Abstract

This paper briefly describes a hybrid Eulerian–Lagrangian approach for the numerical simulation of turbulent combustion and its application to the study of transverse reactive jets. Because of their interesting mixing properties, transverse jets are important to a variety of industrial applications such as film cooling, primary or dilution jets in gas turbines, and flame stabilization in high speed combustion. To capture the jet complex structure and the associated reaction dynamics, we developed a fast, multiscale and parallel 3D code using a Lagrangian particle method to solve the vorticity transport equation and an Eulerian adaptive grid-based method to solve the reactive transport equations.Flame anchoring computations were done for a pure methane jet in a crossflow of air at a Reynolds number Re=1000 and at a velocity ratio of 5 between the jet and the crossflow velocity.
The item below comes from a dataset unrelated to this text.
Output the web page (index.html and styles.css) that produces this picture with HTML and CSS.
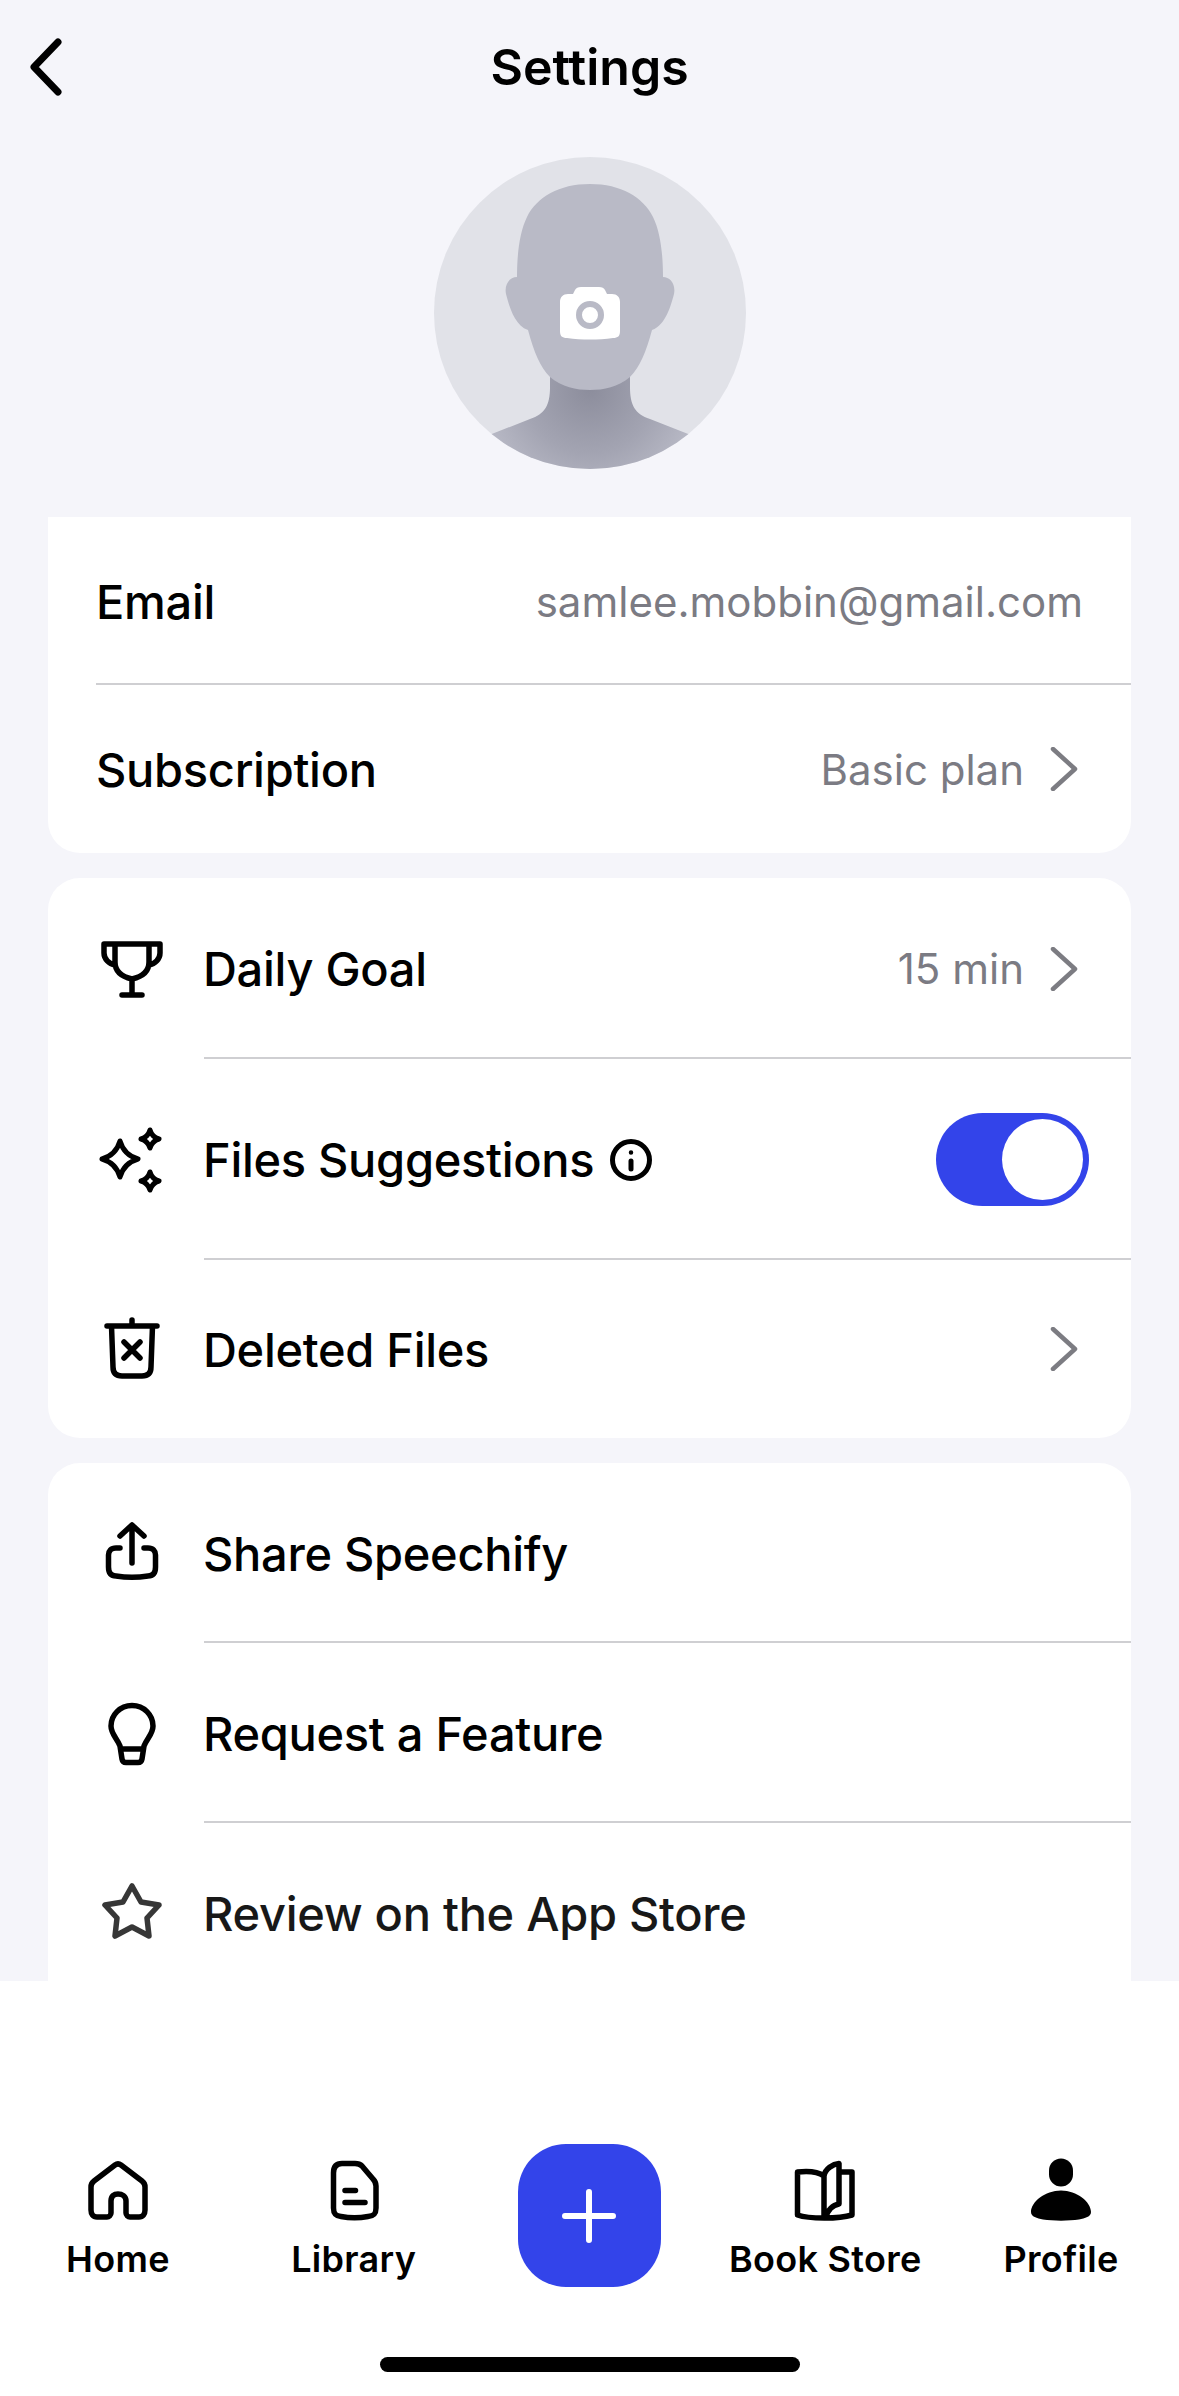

The results show that the reactive jet structure strongly resembles that of the non-reactive case, although the reactive jet is slower to bend into the cross flow and it is wider in the spanwise direction. The flame is anchored downstream of the nozzle in a relatively low velocity region and shows a triple flame structure. This triple flame seats in a region of relatively low scalar dissipation rate. We describe the three dimensional topology of the triple flame, as well as the impact of the jet counter-rotating vortex pair (CVP) on the flame front.